▶ WRITTEN PROBLEM
Take the line containing "Output the web" as the first line and the line containing "</content-dialog>" as the last, and output that span verbatim without any images.
-- Start MATERIAL SUPPLIED --
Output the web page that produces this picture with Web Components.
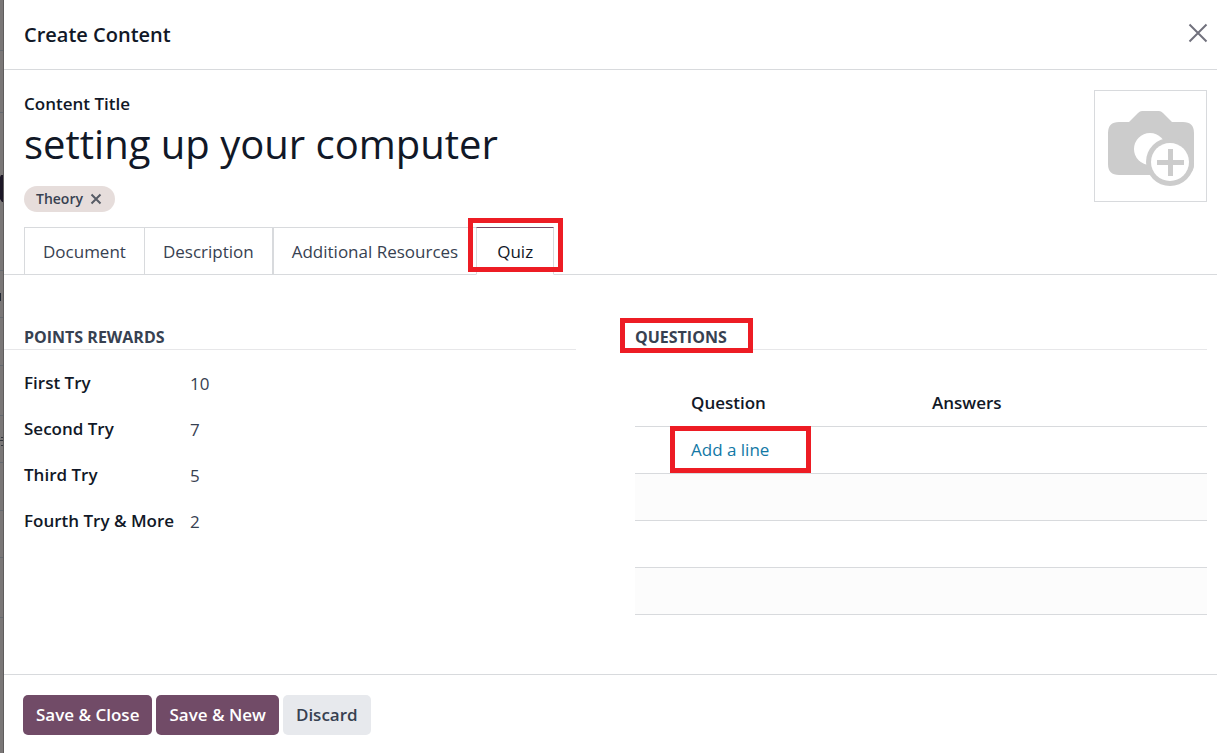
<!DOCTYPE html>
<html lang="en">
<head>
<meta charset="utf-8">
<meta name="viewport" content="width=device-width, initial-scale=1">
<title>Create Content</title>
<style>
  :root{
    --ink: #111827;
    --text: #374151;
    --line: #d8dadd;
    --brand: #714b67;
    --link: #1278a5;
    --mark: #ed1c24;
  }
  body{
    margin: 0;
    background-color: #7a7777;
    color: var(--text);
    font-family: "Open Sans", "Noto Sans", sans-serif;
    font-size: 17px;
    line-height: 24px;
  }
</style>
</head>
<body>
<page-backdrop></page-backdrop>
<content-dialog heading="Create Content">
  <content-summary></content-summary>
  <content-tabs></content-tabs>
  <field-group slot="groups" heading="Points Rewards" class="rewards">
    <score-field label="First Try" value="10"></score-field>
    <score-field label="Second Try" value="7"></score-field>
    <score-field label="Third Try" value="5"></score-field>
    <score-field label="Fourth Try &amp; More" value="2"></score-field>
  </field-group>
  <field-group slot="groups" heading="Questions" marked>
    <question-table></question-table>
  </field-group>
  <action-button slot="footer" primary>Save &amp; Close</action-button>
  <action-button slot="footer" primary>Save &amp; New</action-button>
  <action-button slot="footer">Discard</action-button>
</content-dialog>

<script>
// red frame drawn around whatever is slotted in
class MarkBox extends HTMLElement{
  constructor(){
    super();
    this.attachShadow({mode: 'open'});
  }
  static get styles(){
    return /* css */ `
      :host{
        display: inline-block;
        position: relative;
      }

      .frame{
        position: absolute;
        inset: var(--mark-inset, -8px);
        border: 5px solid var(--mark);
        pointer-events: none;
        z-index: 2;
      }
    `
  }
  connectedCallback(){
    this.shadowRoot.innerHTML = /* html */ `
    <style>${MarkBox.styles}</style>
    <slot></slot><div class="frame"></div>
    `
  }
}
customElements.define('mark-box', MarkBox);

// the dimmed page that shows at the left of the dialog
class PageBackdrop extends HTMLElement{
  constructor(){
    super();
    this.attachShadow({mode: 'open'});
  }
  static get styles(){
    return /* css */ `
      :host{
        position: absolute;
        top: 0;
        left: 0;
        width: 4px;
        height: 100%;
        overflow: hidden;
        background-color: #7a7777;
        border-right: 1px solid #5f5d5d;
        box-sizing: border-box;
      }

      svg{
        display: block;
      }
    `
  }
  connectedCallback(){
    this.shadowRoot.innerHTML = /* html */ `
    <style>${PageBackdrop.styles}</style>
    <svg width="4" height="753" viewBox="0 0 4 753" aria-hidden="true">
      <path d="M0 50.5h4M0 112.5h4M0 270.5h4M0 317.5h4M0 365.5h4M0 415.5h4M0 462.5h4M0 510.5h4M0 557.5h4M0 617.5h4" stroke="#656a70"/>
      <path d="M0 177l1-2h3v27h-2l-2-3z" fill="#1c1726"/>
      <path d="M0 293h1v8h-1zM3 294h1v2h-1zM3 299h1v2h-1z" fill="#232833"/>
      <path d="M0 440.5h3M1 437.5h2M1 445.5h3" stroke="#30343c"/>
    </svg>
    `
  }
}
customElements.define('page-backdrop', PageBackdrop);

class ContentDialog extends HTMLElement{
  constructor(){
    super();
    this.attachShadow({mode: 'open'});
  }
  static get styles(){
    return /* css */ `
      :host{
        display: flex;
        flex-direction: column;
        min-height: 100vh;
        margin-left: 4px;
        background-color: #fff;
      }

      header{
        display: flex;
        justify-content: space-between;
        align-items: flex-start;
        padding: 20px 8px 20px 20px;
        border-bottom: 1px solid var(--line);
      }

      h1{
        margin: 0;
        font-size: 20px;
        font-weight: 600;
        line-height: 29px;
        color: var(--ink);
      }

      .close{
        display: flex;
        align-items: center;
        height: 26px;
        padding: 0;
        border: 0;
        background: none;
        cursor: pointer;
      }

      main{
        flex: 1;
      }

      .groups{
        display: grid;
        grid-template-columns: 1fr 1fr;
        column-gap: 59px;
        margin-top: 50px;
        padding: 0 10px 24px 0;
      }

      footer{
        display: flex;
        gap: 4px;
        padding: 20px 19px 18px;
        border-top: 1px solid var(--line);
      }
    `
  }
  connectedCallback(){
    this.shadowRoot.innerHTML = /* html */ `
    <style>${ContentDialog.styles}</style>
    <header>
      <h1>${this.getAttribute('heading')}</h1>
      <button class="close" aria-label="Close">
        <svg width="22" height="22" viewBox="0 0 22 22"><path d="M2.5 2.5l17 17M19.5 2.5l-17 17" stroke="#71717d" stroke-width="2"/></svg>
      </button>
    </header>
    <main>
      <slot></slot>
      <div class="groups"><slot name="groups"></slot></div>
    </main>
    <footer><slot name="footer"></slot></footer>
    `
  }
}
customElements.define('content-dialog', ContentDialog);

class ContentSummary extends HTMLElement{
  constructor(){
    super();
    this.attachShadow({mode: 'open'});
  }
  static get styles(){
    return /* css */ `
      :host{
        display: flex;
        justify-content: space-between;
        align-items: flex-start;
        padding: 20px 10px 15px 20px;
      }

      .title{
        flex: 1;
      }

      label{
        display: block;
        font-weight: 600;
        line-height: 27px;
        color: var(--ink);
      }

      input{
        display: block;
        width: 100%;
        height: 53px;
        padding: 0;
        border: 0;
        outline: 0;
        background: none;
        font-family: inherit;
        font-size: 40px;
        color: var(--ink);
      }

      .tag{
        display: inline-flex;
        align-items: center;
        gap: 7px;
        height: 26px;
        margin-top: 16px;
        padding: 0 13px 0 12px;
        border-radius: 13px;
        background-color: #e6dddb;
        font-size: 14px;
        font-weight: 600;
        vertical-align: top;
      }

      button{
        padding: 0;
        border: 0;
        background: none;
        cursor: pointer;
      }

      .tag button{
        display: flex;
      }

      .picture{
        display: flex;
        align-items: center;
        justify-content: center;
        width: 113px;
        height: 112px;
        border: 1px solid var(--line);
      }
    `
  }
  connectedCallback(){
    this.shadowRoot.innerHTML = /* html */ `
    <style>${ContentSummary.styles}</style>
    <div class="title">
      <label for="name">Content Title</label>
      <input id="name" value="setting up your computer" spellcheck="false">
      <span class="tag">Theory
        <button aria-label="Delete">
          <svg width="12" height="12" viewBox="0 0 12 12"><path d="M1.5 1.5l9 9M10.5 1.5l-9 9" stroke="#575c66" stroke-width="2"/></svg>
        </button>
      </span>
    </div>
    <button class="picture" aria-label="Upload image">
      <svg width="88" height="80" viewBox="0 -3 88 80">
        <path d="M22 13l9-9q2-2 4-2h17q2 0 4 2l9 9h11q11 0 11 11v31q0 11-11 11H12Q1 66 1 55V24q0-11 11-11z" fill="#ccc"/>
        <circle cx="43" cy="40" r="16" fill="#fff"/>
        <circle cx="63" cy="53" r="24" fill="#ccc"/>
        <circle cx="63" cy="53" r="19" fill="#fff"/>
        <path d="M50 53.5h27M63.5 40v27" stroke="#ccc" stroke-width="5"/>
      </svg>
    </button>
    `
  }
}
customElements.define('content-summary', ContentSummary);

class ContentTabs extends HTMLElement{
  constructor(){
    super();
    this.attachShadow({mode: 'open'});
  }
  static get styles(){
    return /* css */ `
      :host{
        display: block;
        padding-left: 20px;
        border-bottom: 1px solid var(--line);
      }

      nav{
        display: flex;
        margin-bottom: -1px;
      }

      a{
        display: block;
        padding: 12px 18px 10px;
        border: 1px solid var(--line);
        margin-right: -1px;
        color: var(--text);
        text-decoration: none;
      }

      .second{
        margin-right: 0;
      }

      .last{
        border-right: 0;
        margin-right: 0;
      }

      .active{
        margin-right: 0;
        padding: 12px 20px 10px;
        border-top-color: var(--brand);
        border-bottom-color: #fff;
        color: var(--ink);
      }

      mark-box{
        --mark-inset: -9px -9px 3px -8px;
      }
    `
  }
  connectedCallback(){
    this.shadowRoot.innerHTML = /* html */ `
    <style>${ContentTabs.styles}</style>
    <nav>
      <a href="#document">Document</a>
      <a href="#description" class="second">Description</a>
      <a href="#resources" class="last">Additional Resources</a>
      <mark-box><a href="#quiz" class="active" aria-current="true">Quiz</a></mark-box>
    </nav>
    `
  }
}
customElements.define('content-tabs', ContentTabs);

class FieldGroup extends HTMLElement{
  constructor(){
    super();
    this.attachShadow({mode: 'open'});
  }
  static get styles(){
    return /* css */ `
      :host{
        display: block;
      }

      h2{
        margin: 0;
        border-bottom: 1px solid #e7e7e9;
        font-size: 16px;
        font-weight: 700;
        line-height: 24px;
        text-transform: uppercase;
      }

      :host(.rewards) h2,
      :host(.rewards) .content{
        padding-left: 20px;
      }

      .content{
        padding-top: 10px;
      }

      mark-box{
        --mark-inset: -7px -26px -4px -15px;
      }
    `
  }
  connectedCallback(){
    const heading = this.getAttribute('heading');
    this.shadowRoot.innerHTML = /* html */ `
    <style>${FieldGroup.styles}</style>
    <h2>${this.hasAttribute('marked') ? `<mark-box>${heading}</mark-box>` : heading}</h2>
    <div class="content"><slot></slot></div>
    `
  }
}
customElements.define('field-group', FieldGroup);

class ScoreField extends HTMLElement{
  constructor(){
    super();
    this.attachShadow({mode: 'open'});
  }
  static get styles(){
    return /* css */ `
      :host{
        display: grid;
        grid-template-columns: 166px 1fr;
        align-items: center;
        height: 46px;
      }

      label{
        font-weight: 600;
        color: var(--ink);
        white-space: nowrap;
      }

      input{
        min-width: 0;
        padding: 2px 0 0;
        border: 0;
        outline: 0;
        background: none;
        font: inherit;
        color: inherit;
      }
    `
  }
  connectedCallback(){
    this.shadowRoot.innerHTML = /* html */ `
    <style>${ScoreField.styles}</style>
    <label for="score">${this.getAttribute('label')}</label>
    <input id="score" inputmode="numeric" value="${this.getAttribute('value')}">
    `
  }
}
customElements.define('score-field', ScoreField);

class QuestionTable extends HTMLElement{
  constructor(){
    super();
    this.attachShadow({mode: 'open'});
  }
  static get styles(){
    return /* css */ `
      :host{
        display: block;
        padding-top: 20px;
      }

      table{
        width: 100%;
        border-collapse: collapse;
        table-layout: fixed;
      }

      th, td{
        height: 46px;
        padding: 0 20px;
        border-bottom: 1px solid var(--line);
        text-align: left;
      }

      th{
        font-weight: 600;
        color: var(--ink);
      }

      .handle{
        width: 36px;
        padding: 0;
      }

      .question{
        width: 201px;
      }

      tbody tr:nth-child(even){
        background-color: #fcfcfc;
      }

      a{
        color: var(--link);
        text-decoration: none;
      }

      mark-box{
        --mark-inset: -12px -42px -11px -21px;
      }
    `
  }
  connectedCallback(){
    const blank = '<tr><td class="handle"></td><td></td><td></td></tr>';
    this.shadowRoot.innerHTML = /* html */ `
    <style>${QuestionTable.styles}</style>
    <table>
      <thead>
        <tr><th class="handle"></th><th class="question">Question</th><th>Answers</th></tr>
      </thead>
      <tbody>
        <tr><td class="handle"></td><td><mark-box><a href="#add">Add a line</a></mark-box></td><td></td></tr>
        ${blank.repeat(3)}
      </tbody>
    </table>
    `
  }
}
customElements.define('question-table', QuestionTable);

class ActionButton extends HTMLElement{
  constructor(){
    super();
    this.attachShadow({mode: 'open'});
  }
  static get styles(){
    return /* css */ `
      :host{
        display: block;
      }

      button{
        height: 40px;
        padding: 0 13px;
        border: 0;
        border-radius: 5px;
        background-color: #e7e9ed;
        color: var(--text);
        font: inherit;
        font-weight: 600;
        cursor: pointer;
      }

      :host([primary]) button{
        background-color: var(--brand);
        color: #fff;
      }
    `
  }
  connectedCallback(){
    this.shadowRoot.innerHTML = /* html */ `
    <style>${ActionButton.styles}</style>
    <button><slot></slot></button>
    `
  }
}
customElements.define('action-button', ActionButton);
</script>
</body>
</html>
-- End MATERIAL SUPPLIED --
-- Start MATERIAL SUPPLIED --
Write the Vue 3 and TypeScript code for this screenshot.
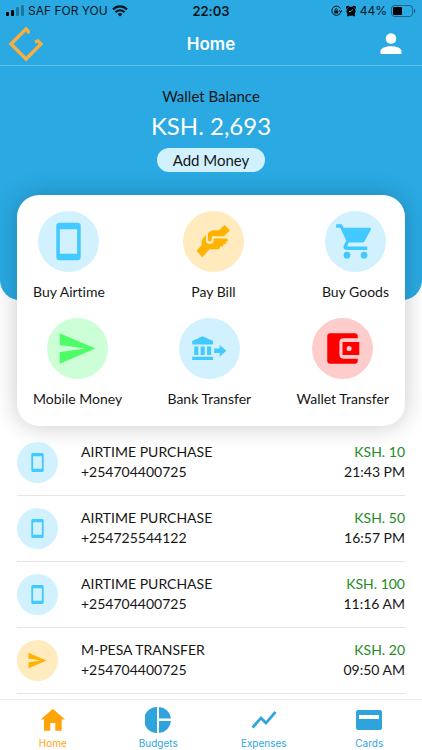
-- End MATERIAL SUPPLIED --
▶ THE COMPLETED TASK
Output the web page that produces this picture with Web Components.
<!DOCTYPE html>
<html lang="en">
<head>
<meta charset="utf-8">
<meta name="viewport" content="width=device-width, initial-scale=1">
<title>Create Content</title>
<style>
  :root{
    --ink: #111827;
    --text: #374151;
    --line: #d8dadd;
    --brand: #714b67;
    --link: #1278a5;
    --mark: #ed1c24;
  }
  body{
    margin: 0;
    background-color: #7a7777;
    color: var(--text);
    font-family: "Open Sans", "Noto Sans", sans-serif;
    font-size: 17px;
    line-height: 24px;
  }
</style>
</head>
<body>
<page-backdrop></page-backdrop>
<content-dialog heading="Create Content">
  <content-summary></content-summary>
  <content-tabs></content-tabs>
  <field-group slot="groups" heading="Points Rewards" class="rewards">
    <score-field label="First Try" value="10"></score-field>
    <score-field label="Second Try" value="7"></score-field>
    <score-field label="Third Try" value="5"></score-field>
    <score-field label="Fourth Try &amp; More" value="2"></score-field>
  </field-group>
  <field-group slot="groups" heading="Questions" marked>
    <question-table></question-table>
  </field-group>
  <action-button slot="footer" primary>Save &amp; Close</action-button>
  <action-button slot="footer" primary>Save &amp; New</action-button>
  <action-button slot="footer">Discard</action-button>
</content-dialog>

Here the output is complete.